Wednesday, May 23, 2012

(San Diego) Grand jury: Bullying common on police review board

Written by Kristina Davis - U-T San Diego

The county grand jury investigating San Diego’s police citizen review board uncovered an atmosphere rife with “prejudice, fear and intimidation,” and determined that bullying and a lack of decorum impairs the board’s ability to be a true watchdog on police practices, according to a report released Tuesday.

The nine-page report cites a number of factors that contribute to the ineffectiveness of the board, including a “weak” central leadership, the strong influence of police internal affairs investigators and a prejudiced appointment process for board members.

Jay Goldstone, the city’s chief operating officer, said in a statement that the city is open to feedback and suggestions about ways to increase effectiveness.
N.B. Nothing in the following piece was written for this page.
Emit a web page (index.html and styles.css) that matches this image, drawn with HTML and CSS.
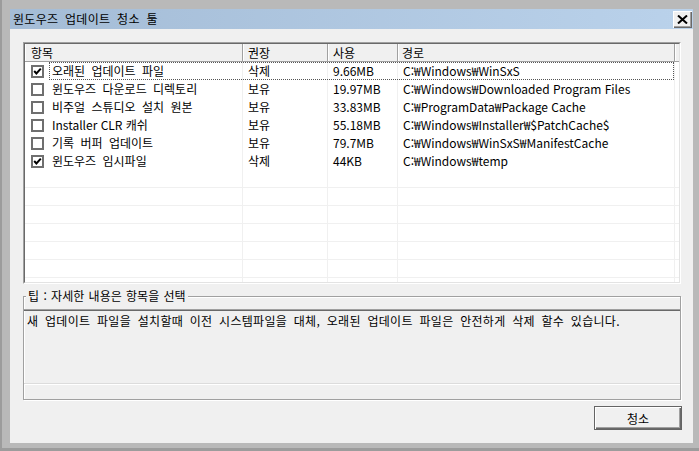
FILE: index.html
```html
<!DOCTYPE html>
<html lang="ko">
<head>
    <meta charset="UTF-8">
    <title>윈도우즈 업데이트 청소 툴</title>
    <link rel="stylesheet" href="styles.css">
</head>
<body>
    <div class="window">
        <div class="titlebar">
            <span class="title">윈도우즈 업데이트 청소 툴</span>
            <button class="close">
                <svg width="11" height="9" viewBox="0 0 11 9"><path d="M1 0.5 L10 8.5 M10 0.5 L1 8.5" stroke="#000" stroke-width="2"/></svg>
            </button>
        </div>
        <div class="content">
            <div class="list">
                <div class="list-body">
                    <div class="row head">
                        <div class="cell">항목</div>
                        <div class="cell">권장</div>
                        <div class="cell">사용</div>
                        <div class="cell">경로</div>
                        <div class="cell"></div>
                    </div>
                    <div class="row focus">
                        <div class="cell"><span class="check on"></span>오래된 업데이트 파일</div>
                        <div class="cell">삭제</div>
                        <div class="cell">9.66MB</div>
                        <div class="cell path">C:₩Windows₩WinSxS</div>
                        <div class="cell"></div>
                    </div>
                    <div class="row">
                        <div class="cell"><span class="check"></span>윈도우즈 다운로드 디렉토리</div>
                        <div class="cell">보유</div>
                        <div class="cell">19.97MB</div>
                        <div class="cell path">C:₩Windows₩Downloaded Program Files</div>
                        <div class="cell"></div>
                    </div>
                    <div class="row">
                        <div class="cell"><span class="check"></span>비주얼 스튜디오 설치 원본</div>
                        <div class="cell">보유</div>
                        <div class="cell">33.83MB</div>
                        <div class="cell path">C:₩ProgramData₩Package Cache</div>
                        <div class="cell"></div>
                    </div>
                    <div class="row">
                        <div class="cell path"><span class="check"></span>Installer CLR 캐쉬</div>
                        <div class="cell">보유</div>
                        <div class="cell">55.18MB</div>
                        <div class="cell path">C:₩Windows₩Installer₩$PatchCache$</div>
                        <div class="cell"></div>
                    </div>
                    <div class="row">
                        <div class="cell"><span class="check"></span>기록 버퍼 업데이트</div>
                        <div class="cell">보유</div>
                        <div class="cell">79.7MB</div>
                        <div class="cell path">C:₩Windows₩WinSxS₩ManifestCache</div>
                        <div class="cell"></div>
                    </div>
                    <div class="row">
                        <div class="cell"><span class="check on"></span>윈도우즈 임시파일</div>
                        <div class="cell">삭제</div>
                        <div class="cell">44KB</div>
                        <div class="cell path">C:₩Windows₩temp</div>
                        <div class="cell"></div>
                    </div>
                    <div class="row empty"><div class="cell"></div><div class="cell"></div><div class="cell"></div><div class="cell"></div><div class="cell"></div></div>
                    <div class="row empty"><div class="cell"></div><div class="cell"></div><div class="cell"></div><div class="cell"></div><div class="cell"></div></div>
                    <div class="row empty"><div class="cell"></div><div class="cell"></div><div class="cell"></div><div class="cell"></div><div class="cell"></div></div>
                    <div class="row empty"><div class="cell"></div><div class="cell"></div><div class="cell"></div><div class="cell"></div><div class="cell"></div></div>
                    <div class="row empty"><div class="cell"></div><div class="cell"></div><div class="cell"></div><div class="cell"></div><div class="cell"></div></div>
                    <div class="row empty"><div class="cell"></div><div class="cell"></div><div class="cell"></div><div class="cell"></div><div class="cell"></div></div>
                    <div class="row empty"><div class="cell"></div><div class="cell"></div><div class="cell"></div><div class="cell"></div><div class="cell"></div></div>
                </div>
            </div>

            <fieldset class="tip">
                <legend>팁 : 자세한 내용은 항목을 선택</legend>
                <div class="tip-text">새 업데이트 파일을 설치할때 이전 시스템파일을 대체, 오래된 업데이트 파일은 안전하게 삭제 할수 있습니다.</div>
                <div class="tip-status"></div>
            </fieldset>

            <div class="actions">
                <button class="btn">청소</button>
            </div>
        </div>
    </div>
</body>
</html>
```

FILE: styles.css
```css
body {
    margin: 0;
    background: #b9b9b9;
    font-family: "Noto Sans CJK KR", "Noto Sans", sans-serif;
    font-size: 12px;
    word-spacing: 3px;
    color: #000;
}
.window {
    width: 699px;
    height: 451px;
    box-sizing: border-box;
    padding: 9px 6px 8px 10px;
    display: flex;
    flex-direction: column;
    box-shadow: inset 2px 0 0 #9c9c9c, inset 0 -3px 0 #9c9c9c;
}
.titlebar {
    height: 20px;
    flex: none;
    background: linear-gradient(to right, #a4bcd6, #bad2eb);
    display: flex;
    align-items: center;
    justify-content: space-between;
    padding: 0 1px 0 3px;
}
.title {
    line-height: 20px;
    letter-spacing: 0.3px;
}
.close {
    width: 19px;
    height: 17px;
    padding: 0;
    border: none;
    background: #f0f0f0;
    box-shadow: inset 1px 1px 0 #fff, inset -1px -1px 0 #696969, inset -2px -2px 0 #a0a0a0;
    display: flex;
    align-items: center;
    justify-content: center;
}
.content {
    flex: 1;
    background: #f0f0f0;
    padding: 13px 12px 0 13px;
    display: flex;
    flex-direction: column;
}

/* list view */
.list {
    height: 242px;
    box-sizing: border-box;
    border: 1px solid;
    border-color: #a0a0a0 #fff #fff #a0a0a0;
    flex: none;
}
.list-body {
    height: 100%;
    box-sizing: border-box;
    border: 1px solid;
    border-color: #696969 #e3e3e3 #e3e3e3 #696969;
    background: #fff;
    overflow: hidden;
}
.row {
    display: grid;
    grid-template-columns: 218px 85px 70px 277px 1fr;
    height: 18px;
    line-height: 18px;
    position: relative;
}
.row .cell {
    padding-left: 5px;
    border-right: 1px solid #f0f0f0;
    white-space: nowrap;
    overflow: hidden;
    display: flex;
    align-items: center;
}
.row .cell.path {
    word-spacing: 0;
}
.row .cell:first-child {
    padding-left: 6px;
}
.row .cell:last-child {
    border-right: none;
}
.row.empty {
    box-sizing: border-box;
    border-bottom: 1px solid #f0f0f0;
}
.row.head {
    background: #f0f0f0;
    box-sizing: border-box;
    border-bottom: 1px solid #a0a0a0;
}
.row.head .cell {
    border-right: 1px solid #a0a0a0;
    box-shadow: inset 1px 0 0 #fff;
}
.row.head .cell:nth-child(4) {
    padding-left: 4px;
}
.row.head .cell:last-child {
    border-right: 1px solid #a0a0a0;
}
.row.focus::after {
    content: "";
    position: absolute;
    left: 24px;
    right: 5px;
    top: 0;
    bottom: 0;
    border: 1px dotted #555;
}
.check {
    width: 9px;
    height: 9px;
    border: 2px solid #6f6f6f;
    background: #fff;
    margin-right: 8px;
    flex: none;
}
.check.on {
    background: #fff url("data:image/svg+xml,%3Csvg xmlns='http://www.w3.org/2000/svg' width='9' height='9' viewBox='0 0 9 9'%3E%3Cpath d='M1.2 4 L3.4 6.4 L7.8 1.6' fill='none' stroke='%23000' stroke-width='2'/%3E%3C/svg%3E") no-repeat center;
}

/* tip box */
.tip {
    margin: 5px 0 0;
    padding: 6px 0 0;
    border: 1px solid #a0a0a0;
    box-shadow: inset 1px 1px 0 #fff, 1px 1px 0 #fff;
    flex: none;
}
.tip legend {
    padding: 0 2px;
    margin-left: 2px;
    line-height: 14px;
    word-spacing: 1px;
    background: #f0f0f0;
}
.tip-text {
    height: 74px;
    box-sizing: border-box;
    border-top: 1px solid #a0a0a0;
    box-shadow: inset 0 1px 0 #696969;
    padding: 3px 0 0 3px;
    line-height: 16px;
    letter-spacing: 0.3px;
    white-space: nowrap;
}
.tip-status {
    height: 16px;
    box-sizing: border-box;
    border-top: 1px solid #dcdcdc;
    box-shadow: inset 0 1px 0 #fff;
}

.actions {
    display: flex;
    justify-content: flex-end;
    margin-top: 6px;
    margin-right: -1px;
}
.btn {
    width: 88px;
    height: 24px;
    font-family: inherit;
    font-size: 12px;
    color: #000;
    background: #f0f0f0;
    border: 1px solid #646464;
    box-shadow: inset 1px 1px 0 #fff, inset -1px -1px 0 #696969, inset -2px -2px 0 #a0a0a0;
    padding: 0;
}
```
He said the Citizens’ Review Board on Police Practices is already addressing some of the concerns, including holding a meeting about decorum and re-opening the pool of prospective members to recruit diverse candidates.

“The CRB is a competent, hard working board with many diverse voices providing impartial oversight of investigations and responses to citizens’ complaints against officers,” Goldstone said.

Police Chief Bill Lansdowne said he supports the board and how the mayor’s office runs the program.

The board’s 23 volunteer civilians review citizens’ complaints against the San Diego Police Department. The mayor appoints new board members but only after the current board recommends them, allowing prejudice and personal bias into the process, the grand jury report says.

The board, established in 1988, typically reviews investigative reports already completed by the Police Department’s internal affairs unit and ultimately agrees or disagrees with the findings. The board is not authorized to conduct its own investigations nor does it have direct access to people making complaints, witnesses or officers involved in the cases.

The report depicts a confrontational working environment where intimidation, threats, yelling and cursing are routine.

Past and present board members who were interviewed for the report told the grand jury that internal affairs investigators would argue, lecture and sometimes bully board members leaning toward dissenting on cases. One person told the grand jury that if a member continued to disagree, that person was then branded as anti-police.

The report also found that internal affairs personnel are routinely allowed to attend closed session meetings in which the board’s findings are debated and rendered.

This practice may have started as early as 1993, when the board recommended allowing internal affairs investigators into a meeting to familiarize themselves with the process, according to a memo uncovered by the grand jury. It is now customary, the report states.

While the legality of allowing nonmembers in closed sessions may be argued, the report says the state Attorney General’s Office takes the position it generally should not happen.